When you are using a seven-string guitar, you can also try a lot of different guitar tunings for it, and these are just some of them.

B Standard Tuning (B-E-A-D-G-b-e)

The B Standard Tuning is the most usual guitar tuning that is used when playing a seven-string guitar, as it allows you to play the guitar to play it like a six-string; however, there is only an additional guitar string into the top of the fretboard. So, when you use this tuning, it can go in two ways: you can use the seven-string guitar with its standard tuning, or you can use it like a six-string guitar without hitting the top low-B string.

There are many famous bands that use this guitar tuning in their seven-string guitars, such as Trivium, Haken, Alien Weaponry, Crowbar, and Dream Theatre, which have also used it in many of their songs.
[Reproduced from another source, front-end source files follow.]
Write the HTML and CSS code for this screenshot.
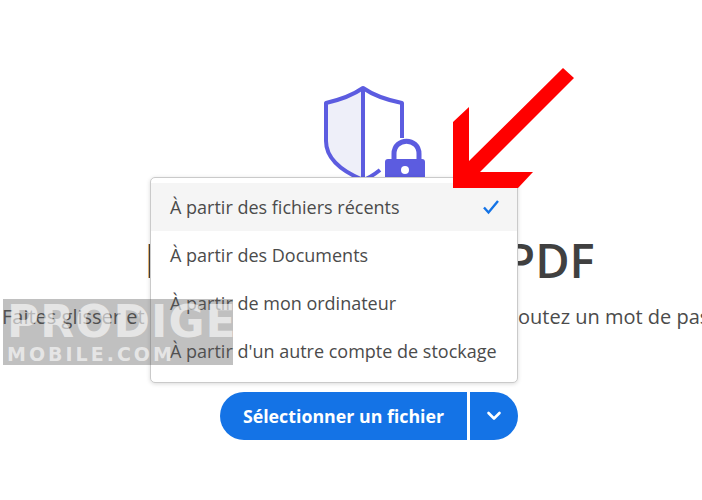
FILE: index.html
```html
<!DOCTYPE html>
<html lang="fr">
<head>
  <meta charset="UTF-8" />
  <title>Protection d'un PDF</title>
  <link rel="stylesheet" href="styles.css">
</head>
<body>
  <div class="page">
    <svg class="shield-icon" width="102" height="96" viewBox="0 0 102 96">
      <path d="M40 2 C30 9 16 14 3 17 V55 C3 72 16 84 40 94 Z" fill="#eeeff9" />
      <path d="M79 52 V17 C64 14 50 9 40 2 C30 9 16 14 3 17 V55 C3 72 16 84 40 94 C46 92 52 88 57 84 M40 2 V94" fill="none" stroke="#5c5ce0" stroke-width="4" stroke-linejoin="round" />
      <path d="M71 76 V68 C71 51 96 51 96 68 V76" fill="none" stroke="#5c5ce0" stroke-width="5" />
      <rect x="62" y="73" width="40" height="23" rx="3" fill="#5c5ce0" />
      <circle cx="82" cy="84" r="4" fill="#fff" />
    </svg>
    <h1 class="title">Protection d'un PDF</h1>
    <p class="intro">Faites glisser et déposez votre fichier à protéger, puis ajoutez un mot de passe.</p>
    <div class="split-btn">
      <button class="btn-main">Sélectionner un fichier</button>
      <button class="btn-arrow">
        <svg width="16" height="10" viewBox="0 0 16 10"><path d="M2.5 2 L8 7.5 L13.5 2" fill="none" stroke="#fff" stroke-width="2.6" stroke-linecap="round" stroke-linejoin="round" /></svg>
      </button>
    </div>

    <ul class="menu">
      <li class="menu-item selected">
        À partir des fichiers récents
        <svg width="18" height="16" viewBox="0 0 18 16"><path d="M2 8.5 L6.5 13.5 L16 2" fill="none" stroke="#1473e6" stroke-width="2.4" /></svg>
      </li>
      <li class="menu-item">À partir des Documents</li>
      <li class="menu-item">À partir de mon ordinateur</li>
      <li class="menu-item">À partir d'un autre compte de stockage</li>
    </ul>

    <svg class="red-arrow" width="130" height="130" viewBox="0 0 130 130">
      <polygon points="3,56 3,122 68,122 83,106 30,106 124,12 113,2 19,95 19,41" fill="#f00" />
    </svg>

    <div class="watermark">
      <div class="wm-top">PRODIGE</div>
      <div class="wm-bottom">MOBILE.COM</div>
    </div>
  </div>
</body>
</html>
```

FILE: styles.css
```css
html, body {
  margin: 0;
  height: 100%;
  overflow: hidden;
  background: #fff;
}
.page {
  position: relative;
  width: 738px;
  height: 500px;
  padding-top: 86px;
  box-sizing: border-box;
  display: flex;
  flex-direction: column;
  align-items: center;
  font-family: "Open Sans", sans-serif;
  color: #4b4b4b;
}
.shield-icon {
  display: block;
  margin-left: 9px;
  flex: none;
}
.title {
  margin: 49px 0 0 1px;
  font-size: 47px;
  line-height: 58px;
  font-weight: 600;
  color: #404040;
  white-space: nowrap;
}
.intro {
  align-self: flex-start;
  margin: 13px 0 0 2px;
  font-size: 20px;
  line-height: 30px;
  white-space: nowrap;
}
.split-btn {
  display: flex;
  gap: 3px;
  margin-top: 60px;
}
.split-btn button {
  height: 48px;
  border: none;
  background: #1473e6;
  color: #fff;
  font-family: inherit;
  display: flex;
  align-items: center;
  justify-content: center;
  padding: 0;
}
.btn-main {
  width: 247px;
  font-size: 17.8px;
  font-weight: 700;
  border-radius: 24px 0 0 24px;
}
.btn-arrow {
  width: 48px;
  border-radius: 0 24px 24px 0;
}
.menu {
  position: absolute;
  left: 150px;
  top: 177px;
  width: 366px;
  margin: 0;
  padding: 5px 0 7px;
  list-style: none;
  background: #fff;
  border: 1px solid #cacaca;
  border-radius: 5px;
  box-shadow: 0 1px 4px rgba(0, 0, 0, 0.15);
  font-size: 18px;
}
.menu-item {
  height: 48px;
  padding: 0 17px 0 19px;
  display: flex;
  align-items: center;
  justify-content: space-between;
  white-space: nowrap;
}
.menu-item.selected {
  background: #f5f5f5;
}
.red-arrow {
  position: absolute;
  left: 450px;
  top: 66px;
}
.watermark {
  position: absolute;
  left: 3px;
  top: 299px;
  width: 230px;
  height: 66px;
  padding-left: 4px;
  box-sizing: border-box;
  background: rgba(90, 90, 90, 0.38);
  color: rgba(255, 255, 255, 0.6);
  font-family: "DejaVu Sans", sans-serif;
  font-weight: 700;
  overflow: hidden;
}
.wm-top {
  font-size: 44px;
  line-height: 46px;
  letter-spacing: 1px;
  white-space: nowrap;
}
.wm-bottom {
  font-size: 19px;
  line-height: 18px;
  letter-spacing: 3px;
  white-space: nowrap;
}
```
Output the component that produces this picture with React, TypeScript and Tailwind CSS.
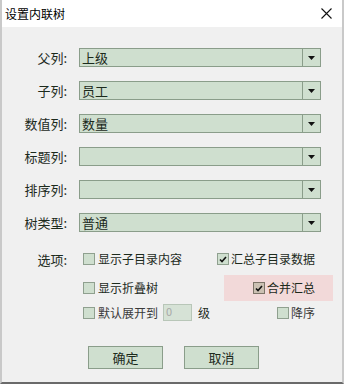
import React from 'react';

const FONT = { fontFamily: '"Noto Sans CJK SC", "Noto Sans", sans-serif' };

type Field = { label: string; value: string };

const fields: Field[] = [
  { label: '父列:', value: '上级' },
  { label: '子列:', value: '员工' },
  { label: '数值列:', value: '数量' },
  { label: '标题列:', value: '' },
  { label: '排序列:', value: '' },
  { label: '树类型:', value: '普通' },
];

function Combo({ value }: { value: string }) {
  return (
    <div className="flex h-[19px] w-[242px] border border-[#8a9d8a] bg-[#cfdfcf]">
      <div className="flex flex-1 items-center pl-[2px] text-[13px] leading-none text-[#1c2a1c]">{value}</div>
      <div className="flex w-[18px] items-center justify-center border-l border-[#8a9d8a]">
        <svg width="7" height="4" viewBox="0 0 7 4">
          <path d="M0 0H7L3.5 4Z" fill="#111" />
        </svg>
      </div>
    </div>
  );
}

function Check({ checked, tan }: { checked?: boolean; tan?: boolean }) {
  return (
    <div
      className={`flex h-[12px] w-[12px] shrink-0 items-center justify-center border ${
        tan ? 'border-[#7c7468] bg-[#cbc1b3]' : 'border-[#8fa08f] bg-[#cfdfcf]'
      }`}
    >
      {checked && (
        <svg width="8" height="7" viewBox="0 0 8 7">
          <path d="M1 3.5L3 5.5L7 1" fill="none" stroke="#111" strokeWidth="1.6" />
        </svg>
      )}
    </div>
  );
}

export default function App() {
  return (
    <div className="flex h-[384px] w-[344px] flex-col border-x-2 border-b-2 border-x-[#c9c9c9] border-b-[#6a6a6a] text-[#1c2a1c]" style={FONT}>
      {/* Title bar */}
      <div className="flex h-[27px] shrink-0 items-center justify-between bg-white pl-[3px] pr-[10px]">
        <span className="text-[12px] leading-none text-black">设置内联树</span>
        <svg width="11" height="11" viewBox="0 0 11 11">
          <path d="M0.5 0.5L10.5 10.5M10.5 0.5L0.5 10.5" stroke="#111" strokeWidth="1.1" />
        </svg>
      </div>

      <div className="flex flex-1 flex-col bg-[#f0f0f0] pt-[21px]">
        <div className="flex flex-col gap-[14px]">
          {fields.map((f) => (
            <div key={f.label} className="flex items-center">
              <div className="w-[65px] text-right text-[13px] leading-none">{f.label}</div>
              <div className="ml-[12px]">
                <Combo value={f.value} />
              </div>
            </div>
          ))}
        </div>

        {/* Options */}
        <div className="mt-[18px] flex flex-col text-[12px] leading-none">
          <div className="flex h-[18px] items-center">
            <div className="w-[65px] text-right text-[13px]">选项:</div>
            <div className="ml-[16px] flex w-[134px] items-center gap-[3px]">
              <Check />
              <span>显示子目录内容</span>
            </div>
            <div className="flex items-center gap-[2px]">
              <Check checked />
              <span>汇总子目录数据</span>
            </div>
          </div>

          <div className="mt-[7px] flex h-[26px] items-center">
            <div className="ml-[81px] flex w-[134px] items-center gap-[3px]">
              <Check />
              <span>显示折叠树</span>
            </div>
            <div className="ml-[7px] flex h-[26px] w-[109px] items-center gap-[2px] bg-[#f2d9d9] pl-[29px]">
              <Check checked tan />
              <span>合并汇总</span>
            </div>
          </div>

          <div className="mt-[3px] flex h-[17px] items-center">
            <div className="ml-[81px] flex items-center gap-[3px] text-[#3a3a3a]">
              <Check />
              <span>默认展开到</span>
            </div>
            <div className="ml-[5px] flex h-[17px] w-[29px] items-start border border-[#b8c6b8] bg-[#d6e2d6] pl-[2px] pt-[1px] text-[11px] text-[#a8a8a8]">
              0
            </div>
            <span className="ml-[6px]">级</span>
            <div className="ml-[67px] flex items-center gap-[2px] text-[#3a3a3a]">
              <Check />
              <span>降序</span>
            </div>
          </div>
        </div>

        {/* Buttons */}
        <div className="mt-[25px] flex gap-[21px] pl-[86px]">
          <button className="h-[23px] w-[75px] border border-[#8a9d8a] bg-[#cfdfcf] text-[13px] leading-none text-[#1c2a1c]">确定</button>
          <button className="h-[23px] w-[75px] border border-[#8a9d8a] bg-[#cfdfcf] text-[13px] leading-none text-[#1c2a1c]">取消</button>
        </div>
      </div>
    </div>
  );
}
Drop A Tuning (A-E-A-D-G-b-e)

Another seven-guitar string tuning that allows you to play guitar just like a standard six-string guitar. The Drop-A tuning is usually very popular for alternative metal bands who love to riff very hard. When playing very fast and relatively simple guitar riffs, the Drop A tuning is the best way to go.

Metal bands like Slipknot, Amon Amarth, Nile, Suicide Silence, and Impending Doom are just some of those who are famous for using the Drop A tuning when playing in live performances or recording.

Drop G Tuning (G-D-G-C-F-A-d)

Now, let us start to get used to some of the extreme tunings you can do in a seven-string guitar. The Drop G Tuning is considered by many seven-string guitar users to be the best drop tuning for this type of guitar. It gives the guitar a slightly darker tone than a six-string guitar with a standard tune but is still audible enough that you can still hear it played even when playing with other instruments.

When it comes to bands that use the Drop G tuning, Periphery, Born of Osiris, Whitechapel, Wage War, and Pantera are just some that come to mind that usually use the tuning when performing live or in the studio.

So, what are the differences between setting up a 7-string guitar to a six-string guitar? Usually, they have a large neck radius that you will need to be used to get to play with, but the number one thing that you will have to adjust in the setup is its tuning. As it has seven strings, it is also safe to say that there is a little difference between the two guitars, which is the most important thing you would need to adjust to.